## BEGIN
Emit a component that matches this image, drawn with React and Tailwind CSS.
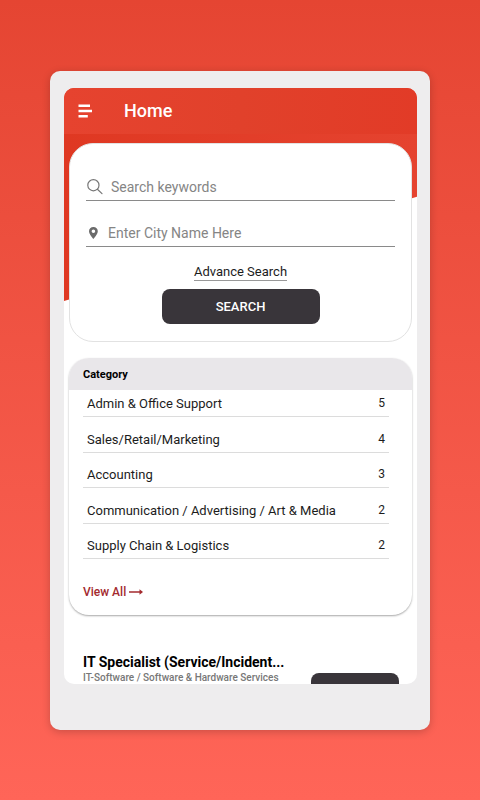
import { useState } from "react"

const categories = [
  { name: "Admin & Office Support", count: 5 },
  { name: "Sales/Retail/Marketing", count: 4 },
  { name: "Accounting", count: 3 },
  { name: "Communication / Advertising / Art & Media", count: 2 },
  { name: "Supply Chain & Logistics", count: 2 },
]

function SearchIcon() {
  return (
    <svg className="h-4 w-4 shrink-0" viewBox="0 0 16 16" fill="none" stroke="#777" strokeWidth="1.2" strokeLinecap="round">
      <circle cx="6.4" cy="6.2" r="5.6" />
      <path d="M10.4 10.3L15 14.6" />
    </svg>
  )
}

function PinIcon() {
  return (
    <svg className="h-3 w-3 shrink-0" viewBox="0 0 12 12" fill="#6b6b6b" fillRule="evenodd">
      <path d="M5.4 0C2.8 0 1 1.9 1 4.3C1 7.4 5.4 12 5.4 12S9.8 7.4 9.8 4.3C9.8 1.9 8 0 5.4 0ZM5.4 2.5A1.8 1.8 0 1 1 5.4 6.1A1.8 1.8 0 0 1 5.4 2.5Z" />
    </svg>
  )
}

function Header() {
  return (
    <header className="relative flex h-[46px] shrink-0 items-center bg-linear-to-r from-[#e6432f] via-[#e1412b] to-[#e23b27] pl-[14px]">
      <button type="button" aria-label="Open menu" className="mr-8 text-white">
        <svg className="h-[14px] w-[14px]" viewBox="0 0 14 14" fill="none" stroke="currentColor" strokeWidth="2.4">
          <path d="M0.5 1.8H12M0.5 7H14M0.5 12.2H9.8" />
        </svg>
      </button>
      <h1 className="text-lg font-medium text-white">Home</h1>
    </header>
  )
}

function SearchCard() {
  const [keywords, setKeywords] = useState("")
  const [city, setCity] = useState("")

  return (
    <form
      className="relative mt-[9px] flex h-[199px] flex-col items-center rounded-[24px] border border-[#e2e2e2] bg-white px-4 pt-[31px]"
      onSubmit={(e) => e.preventDefault()}
    >
      <label className="flex h-[26px] w-full items-center gap-2 border-b border-[#8a8a8a] pb-px pl-px">
        <SearchIcon />
        <input
          type="text"
          aria-label="Search keywords"
          placeholder="Search keywords"
          value={keywords}
          onChange={(e) => setKeywords(e.target.value)}
          className="min-w-0 flex-1 text-[14px] leading-5 text-[#333] outline-none placeholder:text-[#858585]"
        />
      </label>
      <label className="mt-5 flex h-[26px] w-full items-center gap-2 border-b border-[#8a8a8a] pb-px pl-[2px]">
        <PinIcon />
        <input
          type="text"
          aria-label="Enter City Name Here"
          placeholder="Enter City Name Here"
          value={city}
          onChange={(e) => setCity(e.target.value)}
          className="min-w-0 flex-1 text-[14px] leading-5 text-[#333] outline-none placeholder:text-[#858585]"
        />
      </label>
      <a href="#advance" className="mt-4 border-b border-[#999] text-[13px] leading-[17px] text-[#1c1c1c]">
        Advance Search
      </a>
      <button type="submit" className="mt-2 h-[35px] w-[158px] rounded-lg bg-[#39353a] text-[13px] font-medium text-white">
        SEARCH
      </button>
    </form>
  )
}

function CategoryCard() {
  return (
    <section className="mt-4 flex h-[257px] shrink-0 flex-col overflow-hidden rounded-[20px] bg-white shadow-[0_1px_2px_rgba(0,0,0,0.35)]">
      <h2 className="h-8 shrink-0 bg-[#e9e7ea] pl-[14px] text-[11px] leading-[34px] font-bold text-black">Category</h2>
      <ul className="mr-[23px] ml-[14px] flex h-[169px] flex-col text-[13px] leading-4 text-[#1c1c1c]">
        {categories.map((category) => (
          <li
            key={category.name}
            className="flex flex-1 items-end justify-between border-b border-[#dcdcdc] pr-1 pb-1 pl-1 first:h-[27px] first:flex-none"
          >
            <span>{category.name}</span>
            <span className="pb-px text-[12px]">{category.count}</span>
          </li>
        ))}
      </ul>
      <a href="#categories" className="mt-[25px] ml-[14px] flex items-center gap-[3px] self-start text-[12px] leading-4 font-medium text-[#a32a2e]">
        View All
        <svg className="h-[7px] w-[14px]" viewBox="0 0 14 7" fill="none" stroke="currentColor" strokeWidth="1.4">
          <path d="M0 3H12" />
          <path d="M10.5 0.2L14 3L10.5 5.8Z" fill="currentColor" stroke="none" />
        </svg>
      </a>
    </section>
  )
}

function JobItem() {
  return (
    <article className="mt-[38px] flex shrink-0 items-start justify-between pr-[13px] pl-[14px]">
      <div className="min-w-0">
        <h3 className="text-[14px] leading-[18px] font-bold whitespace-nowrap text-black">IT Specialist (Service/Incident...</h3>
        <p className="text-[10px] leading-[14px] font-medium whitespace-nowrap text-[#777]">IT-Software / Software & Hardware Services</p>
      </div>
      <button type="button" aria-label="Apply" className="mt-5 h-[35px] w-[88px] shrink-0 rounded-lg bg-[#39353a]" />
    </article>
  )
}

export default function App() {
  return (
    <div className="min-h-screen bg-linear-to-b from-[#e54532] to-[#ff6558] px-[50px] pt-[71px] pb-[70px] font-['Roboto',sans-serif]">
      <div className="rounded-[10px] bg-[#eeedee] pt-[17px] pr-[13px] pb-[46px] pl-[14px] shadow-[0_2px_8px_rgba(0,0,0,0.2)]">
        <main className="relative flex h-[596px] flex-col overflow-hidden rounded-[10px] bg-white">
          {/* slanted banner behind the search card */}
          <div className="absolute inset-x-0 top-0 h-[213px] bg-linear-to-r from-[#df3822] to-[#e5432f] [clip-path:polygon(0_0,100%_0,100%_51%,0_100%)]" />
          <Header />
          <div className="flex flex-col px-[5px]">
            <SearchCard />
            <CategoryCard />
            <JobItem />
          </div>
        </main>
      </div>
    </div>
  )
}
## END
## Aim
Take the listing above and print it exactly, apart from the pictures.

## Result of this task
Emit a component that matches this image, drawn with React and Tailwind CSS.
import { useState } from "react"

const categories = [
  { name: "Admin & Office Support", count: 5 },
  { name: "Sales/Retail/Marketing", count: 4 },
  { name: "Accounting", count: 3 },
  { name: "Communication / Advertising / Art & Media", count: 2 },
  { name: "Supply Chain & Logistics", count: 2 },
]

function SearchIcon() {
  return (
    <svg className="h-4 w-4 shrink-0" viewBox="0 0 16 16" fill="none" stroke="#777" strokeWidth="1.2" strokeLinecap="round">
      <circle cx="6.4" cy="6.2" r="5.6" />
      <path d="M10.4 10.3L15 14.6" />
    </svg>
  )
}

function PinIcon() {
  return (
    <svg className="h-3 w-3 shrink-0" viewBox="0 0 12 12" fill="#6b6b6b" fillRule="evenodd">
      <path d="M5.4 0C2.8 0 1 1.9 1 4.3C1 7.4 5.4 12 5.4 12S9.8 7.4 9.8 4.3C9.8 1.9 8 0 5.4 0ZM5.4 2.5A1.8 1.8 0 1 1 5.4 6.1A1.8 1.8 0 0 1 5.4 2.5Z" />
    </svg>
  )
}

function Header() {
  return (
    <header className="relative flex h-[46px] shrink-0 items-center bg-linear-to-r from-[#e6432f] via-[#e1412b] to-[#e23b27] pl-[14px]">
      <button type="button" aria-label="Open menu" className="mr-8 text-white">
        <svg className="h-[14px] w-[14px]" viewBox="0 0 14 14" fill="none" stroke="currentColor" strokeWidth="2.4">
          <path d="M0.5 1.8H12M0.5 7H14M0.5 12.2H9.8" />
        </svg>
      </button>
      <h1 className="text-lg font-medium text-white">Home</h1>
    </header>
  )
}

function SearchCard() {
  const [keywords, setKeywords] = useState("")
  const [city, setCity] = useState("")

  return (
    <form
      className="relative mt-[9px] flex h-[199px] flex-col items-center rounded-[24px] border border-[#e2e2e2] bg-white px-4 pt-[31px]"
      onSubmit={(e) => e.preventDefault()}
    >
      <label className="flex h-[26px] w-full items-center gap-2 border-b border-[#8a8a8a] pb-px pl-px">
        <SearchIcon />
        <input
          type="text"
          aria-label="Search keywords"
          placeholder="Search keywords"
          value={keywords}
          onChange={(e) => setKeywords(e.target.value)}
          className="min-w-0 flex-1 text-[14px] leading-5 text-[#333] outline-none placeholder:text-[#858585]"
        />
      </label>
      <label className="mt-5 flex h-[26px] w-full items-center gap-2 border-b border-[#8a8a8a] pb-px pl-[2px]">
        <PinIcon />
        <input
          type="text"
          aria-label="Enter City Name Here"
          placeholder="Enter City Name Here"
          value={city}
          onChange={(e) => setCity(e.target.value)}
          className="min-w-0 flex-1 text-[14px] leading-5 text-[#333] outline-none placeholder:text-[#858585]"
        />
      </label>
      <a href="#advance" className="mt-4 border-b border-[#999] text-[13px] leading-[17px] text-[#1c1c1c]">
        Advance Search
      </a>
      <button type="submit" className="mt-2 h-[35px] w-[158px] rounded-lg bg-[#39353a] text-[13px] font-medium text-white">
        SEARCH
      </button>
    </form>
  )
}

function CategoryCard() {
  return (
    <section className="mt-4 flex h-[257px] shrink-0 flex-col overflow-hidden rounded-[20px] bg-white shadow-[0_1px_2px_rgba(0,0,0,0.35)]">
      <h2 className="h-8 shrink-0 bg-[#e9e7ea] pl-[14px] text-[11px] leading-[34px] font-bold text-black">Category</h2>
      <ul className="mr-[23px] ml-[14px] flex h-[169px] flex-col text-[13px] leading-4 text-[#1c1c1c]">
        {categories.map((category) => (
          <li
            key={category.name}
            className="flex flex-1 items-end justify-between border-b border-[#dcdcdc] pr-1 pb-1 pl-1 first:h-[27px] first:flex-none"
          >
            <span>{category.name}</span>
            <span className="pb-px text-[12px]">{category.count}</span>
          </li>
        ))}
      </ul>
      <a href="#categories" className="mt-[25px] ml-[14px] flex items-center gap-[3px] self-start text-[12px] leading-4 font-medium text-[#a32a2e]">
        View All
        <svg className="h-[7px] w-[14px]" viewBox="0 0 14 7" fill="none" stroke="currentColor" strokeWidth="1.4">
          <path d="M0 3H12" />
          <path d="M10.5 0.2L14 3L10.5 5.8Z" fill="currentColor" stroke="none" />
        </svg>
      </a>
    </section>
  )
}

function JobItem() {
  return (
    <article className="mt-[38px] flex shrink-0 items-start justify-between pr-[13px] pl-[14px]">
      <div className="min-w-0">
        <h3 className="text-[14px] leading-[18px] font-bold whitespace-nowrap text-black">IT Specialist (Service/Incident...</h3>
        <p className="text-[10px] leading-[14px] font-medium whitespace-nowrap text-[#777]">IT-Software / Software & Hardware Services</p>
      </div>
      <button type="button" aria-label="Apply" className="mt-5 h-[35px] w-[88px] shrink-0 rounded-lg bg-[#39353a]" />
    </article>
  )
}

export default function App() {
  return (
    <div className="min-h-screen bg-linear-to-b from-[#e54532] to-[#ff6558] px-[50px] pt-[71px] pb-[70px] font-['Roboto',sans-serif]">
      <div className="rounded-[10px] bg-[#eeedee] pt-[17px] pr-[13px] pb-[46px] pl-[14px] shadow-[0_2px_8px_rgba(0,0,0,0.2)]">
        <main className="relative flex h-[596px] flex-col overflow-hidden rounded-[10px] bg-white">
          {/* slanted banner behind the search card */}
          <div className="absolute inset-x-0 top-0 h-[213px] bg-linear-to-r from-[#df3822] to-[#e5432f] [clip-path:polygon(0_0,100%_0,100%_51%,0_100%)]" />
          <Header />
          <div className="flex flex-col px-[5px]">
            <SearchCard />
            <CategoryCard />
            <JobItem />
          </div>
        </main>
      </div>
    </div>
  )
}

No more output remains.